BY AARON BARLOW
Yale is not college. What goes on there has little relevance to life on the majority of American campuses. Pundits across the country who write on education need to put this on little notecards and place them by their bedsides so that they can read them when they wake each morning. That way, they might refrain from nonsense like this: “Anyone who has followed the news from college campuses over the past few years knows they are experiencing forms of unrest unseen since the late 1960s.”In 1969 and 1970, I was a student at Utica College, not exactly part of the ivies. After the Kent State and Jackson State killings, we shut classes down. Today, I suspect there is no unrest at all on that campus. There certainly isn’t where I teach, New York City College of Technology, one of the CUNY campuses serving mainly students who do not come from traditions of college attendance.
When we rose up at Utica, we were following the lead of Columbia University two scant years earlier (forget the earlier Berkeley Free Speech Movement; the issues now were different). Unrest had spread quickly from elite institutions to the large land-grant universities and finally even to small satellite campuses like Utica College, which was then a branch of Syracuse University.
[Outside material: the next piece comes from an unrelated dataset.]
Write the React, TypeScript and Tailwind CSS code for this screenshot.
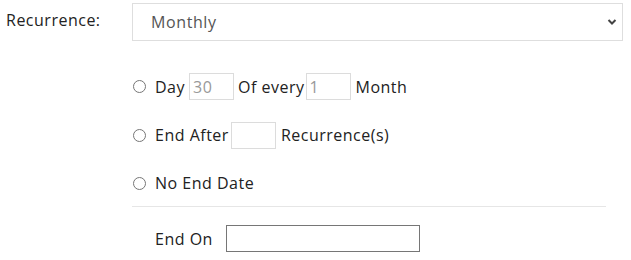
import React from 'react';

const font = { fontFamily: '"Open Sans", "Liberation Sans", sans-serif' };

const Radio = ({ name }: { name: string }) => (
  <input type="radio" name={name} className="m-0 h-[13px] w-[13px] shrink-0" />
);

const SmallInput = ({ value }: { value?: string }) => (
  <input
    type="text"
    defaultValue={value}
    className="h-[27px] w-[45px] border border-[#dcdcdc] px-[3px] text-[16px] tracking-[0.5px] text-[#999] outline-none"
    style={font}
  />
);

const App = () => {
  return (
    <div className="flex w-[631px] bg-white text-[16px] tracking-[0.5px] text-[#222]" style={font}>
      <div className="w-[132px] shrink-0 pl-[6px] pt-[8px]">Recurrence:</div>
      <div className="flex w-[491px] flex-col pt-[3px]">
        <div className="relative">
          <select
            className="h-[38px] w-full appearance-none border border-[#dedede] bg-white pl-[18px] text-[16px] tracking-[0.6px] text-[#555] outline-none"
            style={font}
            defaultValue="Monthly"
          >
            <option>Daily</option>
            <option>Weekly</option>
            <option>Monthly</option>
            <option>Yearly</option>
          </select>
          <svg
            className="pointer-events-none absolute right-[6px] top-[15px]"
            width="10"
            height="8"
            viewBox="0 0 10 8"
          >
            <path d="M1.5 2 L5 5.5 L8.5 2" fill="none" stroke="#444" strokeWidth="2" />
          </svg>
        </div>

        <div className="w-[474px] pt-[32px]">
          <div className="flex h-[27px] items-center pl-[1px]">
            <Radio name="end" />
            <span className="ml-[9px] mr-[4px]">Day</span>
            <SmallInput value="30" />
            <span className="ml-[4px] mr-[1px]">Of every</span>
            <SmallInput value="1" />
            <span className="ml-[5px]">Month</span>
          </div>

          <div className="mt-[21px] flex h-[28px] items-center pl-[1px]">
            <Radio name="end" />
            <span className="ml-[9px] mr-[2px]">End After</span>
            <SmallInput />
            <span className="ml-[5px]">Recurrence(s)</span>
          </div>

          <div className="mt-[20px] flex h-[28px] items-center pl-[1px]">
            <Radio name="end" />
            <span className="ml-[9px]">No End Date</span>
          </div>

          <div className="mt-[9px] border-t border-[#e6e6e6]" />

          <div className="mt-[18px] flex h-[27px] items-center pl-[23px]">
            <span className="mr-[13px]">End On</span>
            <input
              type="text"
              className="h-[27px] w-[194px] border border-[#767676] px-[3px] text-[15px] outline-none"
              style={font}
            />
          </div>
        </div>
      </div>
    </div>
  );
};

export default App;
Nothing comparable is occurring today. Anyone who does more than follow the lemmings of the national news media and who visits campuses outside of the ivies knows that there are myriad problems at American colleges, but that student unrest is not one of them.
Bret Stephens, the perpetrator of the egregious quote above, goes on to claim that the unrest is, “a revolt of the mediocre many against the excellent few. And it is being undertaken for the sake of a radical egalitarianism in which all are included, all are equal, all are special.” Meritocracy, ho!
Excellence is in the eye of the beholder. Herman Melville wasn’t “excellent” until the 20th century. D. H. Lawrence, once a most excellent writer, is shrugged away, today. In many respects, “excellence” is a rating from taste. It is also a means for exclusion, as powerful as any Stephens blames today’s students for wielding. When, in 1946, Edmund Wilson disparaged Somerset Maugham’s prose as “second rate” in the New Yorker, he pretty much destroyed Maugham’s chance for sustainability within the canon of novelists taught in American universities, Maugham’s continued popularity worldwide even today notwithstanding. On the other hand, being deemed excellent in the right quarters can make one’s career, quality or impact quite ignored, as John Leonard proved when he promoted suspense novelist Ross Macdonald.
Who gets to decide what’s excellent? What scale can we use that doesn’t, when all of the cows have come home, rest on biased judgment?
The thing that Stephens misses, the cornerstone of American education and democracy, is that every single person has potential of one sort or another and that any sorting we do necessarily bypasses and even suppresses some. Stephens turns this on its head:
The word “master” may remind some students of slavery. What it really means is a person who embodies achievement, refinement, distinction — masterliness — and whose spirit is fundamentally aristocratic. Great universities are meant to nurture that spirit, not only for its own sake, but also as an essential counterweight to the leveling and conformist tendencies of democratic politics that Alexis de Tocqueville diagnosed as the most insidious threats to American civilization.
These “leveling and conformist tendencies” have been less effective in the United States than in any place in the world. There is more outright non-conformity and idiosyncrasy here, if you look for it, than even the greatest of Stephens’ “great universities” could possibly nurture. The institutions that Stephens lauds are necessarily hierarchical and, as a result, backward looking. The truly original is rarely welcomed within them.
When you master something, you take control of the already extant; you add nothing.
Focus on the elites mistakes a part for the whole. And the whole of American higher education far outstrips Stephens’ meager, regressive imagining of mastery.
Great piece. Right on. I was at Yale in early 80s and even then couldn’t wait to get out but that is another matter. As for Stephens he is obsessed with just a couple of themes: all things Israel; and the University of Chicago (his alma) and now, acting as as a common provocateur since he ran out of ideas. Otherwise what strikes me as dangerous is how quiet our campuses have become, over the issue that is most threatening: the GWOT. As Rob Hunter, founder of Greenpeace said, “You have to put your body where your mouth is.” Students now are generally quiet, conformist, and profoundly ignorant. But they have still the genius of instinct. Readers may enjoy an article I wrote for the students at UChicago concerning protesting: https://www.chicagomaroon.com/article/2017/10/27/shoot-messenger/
Thank you, Matt Andersson. I will look at your article.
Good piece. I teach at a Canadian university and affirm the quietness on campus, which as a person who remembers Berkeley and Kent State I cannot fathom. My graduate students insisted that today was the same; when I said that protests existed but protestors weren’t considered a threat to the state, and mentioned the shootings, they sneered.
The distinction you point out, Anne Savage, really needs to be explored in depth. I think there’s much we can learn, there.